▶ **The request**
Please set down all the lines beneath this one exactly, without the pictures.

▶ **Given information**
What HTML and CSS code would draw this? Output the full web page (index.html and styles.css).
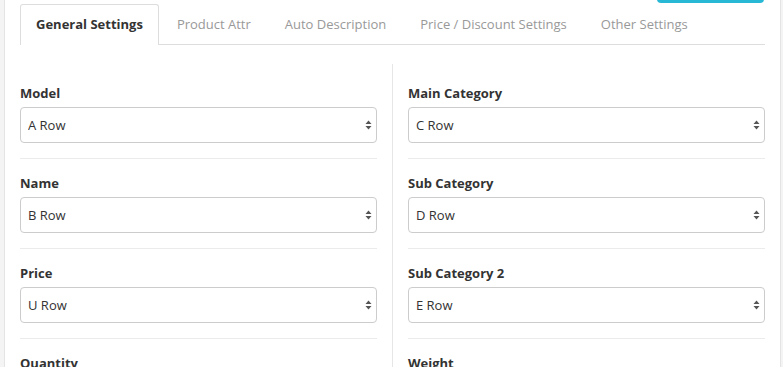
FILE: index.html
```html
<!DOCTYPE html>
<html>
<head>
    <title>Product Import Settings</title>
    <link rel="stylesheet" href="styles.css">
</head>
<body>
    <div id="panel">
        <div class="toolbar">
            <button class="btn-save" aria-label="Save"></button>
        </div>
        <ul class="tabs">
            <li class="tab active">General Settings</li>
            <li class="tab">Product Attr</li>
            <li class="tab">Auto Description</li>
            <li class="tab">Price / Discount Settings</li>
            <li class="tab">Other Settings</li>
        </ul>
        <div class="tab-content">
            <div class="col">
                <div class="form-group">
                    <label>Model</label>
                    <div class="select-wrap">
                        <select><option>A Row</option></select>
                        <svg class="arrows" width="7" height="10" viewBox="0 0 7 10"><path d="M3.5 0.5 L6.5 4 L0.5 4 Z M3.5 9.5 L6.5 6 L0.5 6 Z" fill="#555"/></svg>
                    </div>
                </div>
                <div class="form-group">
                    <label>Name</label>
                    <div class="select-wrap">
                        <select><option>B Row</option></select>
                        <svg class="arrows" width="7" height="10" viewBox="0 0 7 10"><path d="M3.5 0.5 L6.5 4 L0.5 4 Z M3.5 9.5 L6.5 6 L0.5 6 Z" fill="#555"/></svg>
                    </div>
                </div>
                <div class="form-group">
                    <label>Price</label>
                    <div class="select-wrap">
                        <select><option>U Row</option></select>
                        <svg class="arrows" width="7" height="10" viewBox="0 0 7 10"><path d="M3.5 0.5 L6.5 4 L0.5 4 Z M3.5 9.5 L6.5 6 L0.5 6 Z" fill="#555"/></svg>
                    </div>
                </div>
                <div class="form-group">
                    <label>Quantity</label>
                    <div class="select-wrap">
                        <select><option>F Row</option></select>
                        <svg class="arrows" width="7" height="10" viewBox="0 0 7 10"><path d="M3.5 0.5 L6.5 4 L0.5 4 Z M3.5 9.5 L6.5 6 L0.5 6 Z" fill="#555"/></svg>
                    </div>
                </div>
            </div>
            <div class="col col-right">
                <div class="form-group">
                    <label>Main Category</label>
                    <div class="select-wrap">
                        <select><option>C Row</option></select>
                        <svg class="arrows" width="7" height="10" viewBox="0 0 7 10"><path d="M3.5 0.5 L6.5 4 L0.5 4 Z M3.5 9.5 L6.5 6 L0.5 6 Z" fill="#555"/></svg>
                    </div>
                </div>
                <div class="form-group">
                    <label>Sub Category</label>
                    <div class="select-wrap">
                        <select><option>D Row</option></select>
                        <svg class="arrows" width="7" height="10" viewBox="0 0 7 10"><path d="M3.5 0.5 L6.5 4 L0.5 4 Z M3.5 9.5 L6.5 6 L0.5 6 Z" fill="#555"/></svg>
                    </div>
                </div>
                <div class="form-group">
                    <label>Sub Category 2</label>
                    <div class="select-wrap">
                        <select><option>E Row</option></select>
                        <svg class="arrows" width="7" height="10" viewBox="0 0 7 10"><path d="M3.5 0.5 L6.5 4 L0.5 4 Z M3.5 9.5 L6.5 6 L0.5 6 Z" fill="#555"/></svg>
                    </div>
                </div>
                <div class="form-group">
                    <label>Weight</label>
                    <div class="select-wrap">
                        <select><option>G Row</option></select>
                        <svg class="arrows" width="7" height="10" viewBox="0 0 7 10"><path d="M3.5 0.5 L6.5 4 L0.5 4 Z M3.5 9.5 L6.5 6 L0.5 6 Z" fill="#555"/></svg>
                    </div>
                </div>
            </div>
        </div>
    </div>
</body>
</html>
```

FILE: styles.css
```css
body {
    font-family: 'Open Sans', 'Liberation Sans', sans-serif;
    background-color: #f4f4f4;
    margin: 0;
    height: 367px;
    overflow: hidden;
}
#panel {
    margin-left: 4px;
    width: 745px;
    padding: 0 15px;
    background-color: #ffffff;
    border-left: 1px solid #e4e4e4;
    border-right: 1px solid #e4e4e4;
    min-height: 367px;
}
.toolbar {
    display: flex;
    justify-content: flex-end;
    height: 4px;
}
.btn-save {
    width: 107px;
    height: 30px;
    margin-top: -27px;
    margin-right: 1px;
    background-color: #27b8d6;
    border: none;
    border-radius: 4px;
}
.tabs {
    list-style: none;
    margin: 0;
    padding: 0;
    display: flex;
    border-bottom: 1px solid #dddddd;
}
.tab {
    padding: 0 15px;
    margin-right: 2px;
    height: 39px;
    line-height: 39px;
    font-size: 13px;
    color: #999999;
    border: 1px solid transparent;
    border-bottom: none;
    margin-bottom: -1px;
}
.tab.active {
    color: #333333;
    font-weight: bold;
    background-color: #ffffff;
    border-color: #dddddd;
    border-radius: 3px 3px 0 0;
    height: 40px;
}
.tab-content {
    display: flex;
    margin-top: 19px;
}
.col {
    width: 357px;
    padding: 20px 15px 0 0;
}
.col-right {
    border-left: 1px solid #e6e6e6;
    padding: 20px 0 0 15px;
}
.form-group {
    padding-bottom: 15px;
    margin-bottom: 15px;
    border-bottom: 1px solid #ebebeb;
}
.form-group label {
    display: block;
    font-size: 13px;
    font-weight: bold;
    line-height: 18px;
    color: #333333;
    margin-bottom: 5px;
}
.select-wrap {
    position: relative;
}
.select-wrap select {
    appearance: none;
    -webkit-appearance: none;
    width: 100%;
    height: 36px;
    padding: 0 7px;
    border: 1px solid #cccccc;
    border-radius: 4px;
    background-color: #ffffff;
    font-family: inherit;
    font-size: 13px;
    color: #333333;
}
.arrows {
    position: absolute;
    right: 5px;
    top: 13px;
}
```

▶ **Exercise solution**
What HTML and CSS code would draw this? Output the full web page (index.html and styles.css).
FILE: index.html
```html
<!DOCTYPE html>
<html>
<head>
    <title>Product Import Settings</title>
    <link rel="stylesheet" href="styles.css">
</head>
<body>
    <div id="panel">
        <div class="toolbar">
            <button class="btn-save" aria-label="Save"></button>
        </div>
        <ul class="tabs">
            <li class="tab active">General Settings</li>
            <li class="tab">Product Attr</li>
            <li class="tab">Auto Description</li>
            <li class="tab">Price / Discount Settings</li>
            <li class="tab">Other Settings</li>
        </ul>
        <div class="tab-content">
            <div class="col">
                <div class="form-group">
                    <label>Model</label>
                    <div class="select-wrap">
                        <select><option>A Row</option></select>
                        <svg class="arrows" width="7" height="10" viewBox="0 0 7 10"><path d="M3.5 0.5 L6.5 4 L0.5 4 Z M3.5 9.5 L6.5 6 L0.5 6 Z" fill="#555"/></svg>
                    </div>
                </div>
                <div class="form-group">
                    <label>Name</label>
                    <div class="select-wrap">
                        <select><option>B Row</option></select>
                        <svg class="arrows" width="7" height="10" viewBox="0 0 7 10"><path d="M3.5 0.5 L6.5 4 L0.5 4 Z M3.5 9.5 L6.5 6 L0.5 6 Z" fill="#555"/></svg>
                    </div>
                </div>
                <div class="form-group">
                    <label>Price</label>
                    <div class="select-wrap">
                        <select><option>U Row</option></select>
                        <svg class="arrows" width="7" height="10" viewBox="0 0 7 10"><path d="M3.5 0.5 L6.5 4 L0.5 4 Z M3.5 9.5 L6.5 6 L0.5 6 Z" fill="#555"/></svg>
                    </div>
                </div>
                <div class="form-group">
                    <label>Quantity</label>
                    <div class="select-wrap">
                        <select><option>F Row</option></select>
                        <svg class="arrows" width="7" height="10" viewBox="0 0 7 10"><path d="M3.5 0.5 L6.5 4 L0.5 4 Z M3.5 9.5 L6.5 6 L0.5 6 Z" fill="#555"/></svg>
                    </div>
                </div>
            </div>
            <div class="col col-right">
                <div class="form-group">
                    <label>Main Category</label>
                    <div class="select-wrap">
                        <select><option>C Row</option></select>
                        <svg class="arrows" width="7" height="10" viewBox="0 0 7 10"><path d="M3.5 0.5 L6.5 4 L0.5 4 Z M3.5 9.5 L6.5 6 L0.5 6 Z" fill="#555"/></svg>
                    </div>
                </div>
                <div class="form-group">
                    <label>Sub Category</label>
                    <div class="select-wrap">
                        <select><option>D Row</option></select>
                        <svg class="arrows" width="7" height="10" viewBox="0 0 7 10"><path d="M3.5 0.5 L6.5 4 L0.5 4 Z M3.5 9.5 L6.5 6 L0.5 6 Z" fill="#555"/></svg>
                    </div>
                </div>
                <div class="form-group">
                    <label>Sub Category 2</label>
                    <div class="select-wrap">
                        <select><option>E Row</option></select>
                        <svg class="arrows" width="7" height="10" viewBox="0 0 7 10"><path d="M3.5 0.5 L6.5 4 L0.5 4 Z M3.5 9.5 L6.5 6 L0.5 6 Z" fill="#555"/></svg>
                    </div>
                </div>
                <div class="form-group">
                    <label>Weight</label>
                    <div class="select-wrap">
                        <select><option>G Row</option></select>
                        <svg class="arrows" width="7" height="10" viewBox="0 0 7 10"><path d="M3.5 0.5 L6.5 4 L0.5 4 Z M3.5 9.5 L6.5 6 L0.5 6 Z" fill="#555"/></svg>
                    </div>
                </div>
            </div>
        </div>
    </div>
</body>
</html>
```

FILE: styles.css
```css
body {
    font-family: 'Open Sans', 'Liberation Sans', sans-serif;
    background-color: #f4f4f4;
    margin: 0;
    height: 367px;
    overflow: hidden;
}
#panel {
    margin-left: 4px;
    width: 745px;
    padding: 0 15px;
    background-color: #ffffff;
    border-left: 1px solid #e4e4e4;
    border-right: 1px solid #e4e4e4;
    min-height: 367px;
}
.toolbar {
    display: flex;
    justify-content: flex-end;
    height: 4px;
}
.btn-save {
    width: 107px;
    height: 30px;
    margin-top: -27px;
    margin-right: 1px;
    background-color: #27b8d6;
    border: none;
    border-radius: 4px;
}
.tabs {
    list-style: none;
    margin: 0;
    padding: 0;
    display: flex;
    border-bottom: 1px solid #dddddd;
}
.tab {
    padding: 0 15px;
    margin-right: 2px;
    height: 39px;
    line-height: 39px;
    font-size: 13px;
    color: #999999;
    border: 1px solid transparent;
    border-bottom: none;
    margin-bottom: -1px;
}
.tab.active {
    color: #333333;
    font-weight: bold;
    background-color: #ffffff;
    border-color: #dddddd;
    border-radius: 3px 3px 0 0;
    height: 40px;
}
.tab-content {
    display: flex;
    margin-top: 19px;
}
.col {
    width: 357px;
    padding: 20px 15px 0 0;
}
.col-right {
    border-left: 1px solid #e6e6e6;
    padding: 20px 0 0 15px;
}
.form-group {
    padding-bottom: 15px;
    margin-bottom: 15px;
    border-bottom: 1px solid #ebebeb;
}
.form-group label {
    display: block;
    font-size: 13px;
    font-weight: bold;
    line-height: 18px;
    color: #333333;
    margin-bottom: 5px;
}
.select-wrap {
    position: relative;
}
.select-wrap select {
    appearance: none;
    -webkit-appearance: none;
    width: 100%;
    height: 36px;
    padding: 0 7px;
    border: 1px solid #cccccc;
    border-radius: 4px;
    background-color: #ffffff;
    font-family: inherit;
    font-size: 13px;
    color: #333333;
}
.arrows {
    position: absolute;
    right: 5px;
    top: 13px;
}
```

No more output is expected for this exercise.